Apple Seeks Patent for Invisible Buttons
Apple's renowned for its minimal industrial design, and the company's influence has led to the simplification of computing as we've come to know it. The corporation that helped kill the floppy disk and did away with the second mouse clicker has another outmoded form of technology in its sights: the physical button. AppleInsider
discovered a patent application this week for invisible buttons and controls that would appear and disappear as needed
Instead of mechanical buttons, the technology described in the application would use a capacitive element built in to the case of, for example, a laptop. While an iPhone uses capacitive glass, and a trackpad uses capacitive plastic, these surfaces would not be durable enough for use in a laptop, and would not provide the desired "seamless" appearance Apple's unibody designs. So the capacitive element would be made of the same metal that the rest of the laptop is made of. When in use, "micro-perforated" holes laser-cut in the surface would allow a backlight to shine through the metal, indicating that a button or other control is available.
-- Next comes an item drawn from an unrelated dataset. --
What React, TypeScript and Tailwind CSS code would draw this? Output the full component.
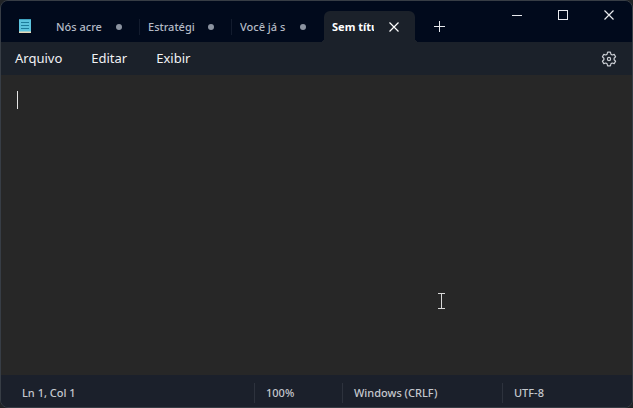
import React, {useState} from 'react';

type Tab = {
    id: number;
    title: string;
    saved: boolean;
};

const tabs: Tab[] = [
    {id: 1, title: 'Nós acre', saved: false},
    {id: 2, title: 'Estratégi', saved: false},
    {id: 3, title: 'Você já s', saved: false},
    {id: 4, title: 'Sem títu', saved: true},
];

const menu = ['Arquivo', 'Editar', 'Exibir'];

const NotepadIcon = () => (
    <svg width="14" height="16" viewBox="0 0 14 16" aria-hidden="true">
        <rect x="1" y="1" width="12" height="14" rx="1" fill="#5cc4de"/>
        <rect x="1" y="1" width="12" height="1" fill="#3fa3c0"/>
        <rect x="1" y="13.500" width="12" height="1.500" fill="#e8d8b8"/>
        <path d="M3 4.500h8M3 7.500h8M3 10.500h8" stroke="#1d7d9c" strokeWidth="1"/>
    </svg>
);

const CloseIcon = () => (
    <svg width="10" height="10" viewBox="0 0 10 10" fill="none" stroke="currentColor" strokeWidth="1.2" aria-hidden="true">
        <path d="M0.5 0.5l9 9M9.5 0.5l-9 9"/>
    </svg>
);

const GearIcon = () => (
    <svg width="16" height="16" viewBox="0 0 16 16" fill="none" stroke="currentColor" strokeWidth="1.2" strokeLinejoin="round" aria-hidden="true">
        <path d="M6.600 1.200h2.800l.5 2 1.300.8 2-.6 1.400 2.400-1.500 1.400v1.600l1.500 1.400-1.400 2.400-2-.6-1.300.8-.5 2H6.600l-.5-2-1.300-.8-2 .6-1.400-2.400 1.500-1.400V7.200L1.400 5.800l1.400-2.400 2 .6 1.300-.8z"/>
        <circle cx="8" cy="8" r="1.600"/>
    </svg>
);

const App = () => {
    const [text, setText] = useState('');
    const [active, setActive] = useState(4);

    return (
        <div className="min-h-screen bg-[#202326] font-['Noto_Sans','Open_Sans',sans-serif]">
            <div className="flex min-h-screen flex-col overflow-hidden rounded-lg border border-[#373d45] bg-[#1b202b]">
                <header className="flex h-[41px] items-start bg-[#010a1c] text-[#e8eaee]">
                    <div className="flex h-full w-[47px] shrink-0 items-center justify-center pt-2">
                        <NotepadIcon/>
                    </div>
                    <div className="flex h-full items-end" role="tablist">
                        {tabs.map((tab) => (
                            <div
                                key={tab.id}
                                className={
                                    tab.id === active
                                        ? 'relative flex h-[31px] w-[91px] items-center rounded-t-md bg-[#1b212a] pl-2 text-white'
                                        : 'flex h-[31px] w-[92px] items-center pl-2 text-[#b4bac5]'
                                }
                            >
                                <button
                                    type="button"
                                    role="tab"
                                    aria-selected={tab.id === active}
                                    onClick={() => setActive(tab.id)}
                                    className={
                                        tab.id === active
                                            ? 'w-[42px] overflow-hidden text-left text-[11px] leading-4 font-bold whitespace-nowrap'
                                            : 'w-12 overflow-hidden text-left text-[11px] leading-4 font-medium whitespace-nowrap'
                                    }
                                >
                                    {tab.title}
                                </button>
                                {tab.saved ? (
                                    <button type="button" aria-label="Fechar guia" className="ml-3 flex size-4 items-center justify-center">
                                        <CloseIcon/>
                                    </button>
                                ) : (
                                    <span className="ml-3 size-[6px] rounded-full bg-[#8b93a0]"/>
                                )}
                                {tab.id < active - 1 && <span className="ml-auto h-4 w-px bg-[#131c2e]"/>}
                                {tab.id === active && (
                                    <>
                                        <span className="absolute right-full bottom-0 size-1 bg-[radial-gradient(circle_at_top_left,transparent_4px,#1b212a_4px)]"/>
                                        <span className="absolute bottom-0 left-full size-1 bg-[radial-gradient(circle_at_top_right,transparent_4px,#1b212a_4px)]"/>
                                    </>
                                )}
                            </div>
                        ))}
                        <button type="button" aria-label="Nova guia" className="ml-2 flex h-[31px] w-8 items-center justify-center">
                            <svg width="11" height="11" viewBox="0 0 11 11" stroke="currentColor" aria-hidden="true">
                                <path d="M5.5 0v11M0 5.5h11"/>
                            </svg>
                        </button>
                    </div>
                    <div className="ml-auto flex">
                        <button type="button" aria-label="Minimizar" className="flex h-7 w-[46px] items-center justify-center">
                            <svg width="10" height="10" viewBox="0 0 10 10" stroke="currentColor" aria-hidden="true">
                                <path d="M0 5.5h10"/>
                            </svg>
                        </button>
                        <button type="button" aria-label="Maximizar" className="flex h-7 w-[46px] items-center justify-center">
                            <svg width="10" height="10" viewBox="0 0 10 10" fill="none" stroke="currentColor" aria-hidden="true">
                                <rect x="0.5" y="0.5" width="9" height="9"/>
                            </svg>
                        </button>
                        <button type="button" aria-label="Fechar" className="flex h-7 w-[46px] items-center justify-center">
                            <CloseIcon/>
                        </button>
                    </div>
                </header>

                <nav className="flex h-[33px] items-center gap-[29px] bg-[#1b212a] pr-[15px] pl-[14px] text-[13px] text-[#f1f2f4]">
                    {menu.map((item) => (
                        <button key={item} type="button">{item}</button>
                    ))}
                    <button type="button" aria-label="Configurações" className="ml-auto text-[#c9ccd2]">
                        <GearIcon/>
                    </button>
                </nav>

                <main className="relative flex flex-1 bg-[#272727]">
                    <textarea
                        aria-label="Editor de texto"
                        value={text}
                        onChange={(e) => setText(e.target.value)}
                        className="flex-1 resize-none bg-transparent px-4 py-4 text-sm text-white outline-none"
                    />
                    {text === '' && <span className="pointer-events-none absolute top-4 left-4 h-[18px] w-px bg-[#e4e4e4]"/>}
                    <svg
                        className="pointer-events-none absolute right-[187px] bottom-[66px]"
                        width="7"
                        height="16"
                        viewBox="0 0 7 16"
                        fill="none"
                        stroke="#d8d8d8"
                        aria-hidden="true"
                    >
                        <path d="M0 0.5h7M0 15.5h7M3.5 0v16"/>
                    </svg>
                </main>

                <footer className="flex h-8 items-center bg-[#1b202b] pt-1 text-[11px] leading-5 font-medium text-[#c5c8ce]">
                    <span className="flex-1 pl-[21px]">Ln 1, Col 1</span>
                    <span className="w-[88px] border-l border-[#2d323d] pl-[11px]">100%</span>
                    <span className="w-40 border-l border-[#2d323d] pl-[11px]">Windows (CRLF)</span>
                    <span className="w-[130px] border-l border-[#2d323d] pl-[11px]">UTF-8</span>
                </footer>
            </div>
        </div>
    );
};

export default App;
One of the illustrations included with the patent shows an iPod-like trackwheel alongside the trackpad of a notebook. When the surface is not in use - if an application that doesn't use that interface is quit, or if the user's wrist is resting on that area - the lights go out and the surface no longer registers input.
Indicators on the lid of the notebook - such as power or WiFi status LEDs - would also be made of the same micro-drilled holes and would be invisible when not illuminated. In addition, the lid could have disappearing controls of its own, allowing a user to do things like wake up an external monitor, sync an iPod or iPhone, install software or shut down the computer without using the monitor, keyboard or mouse.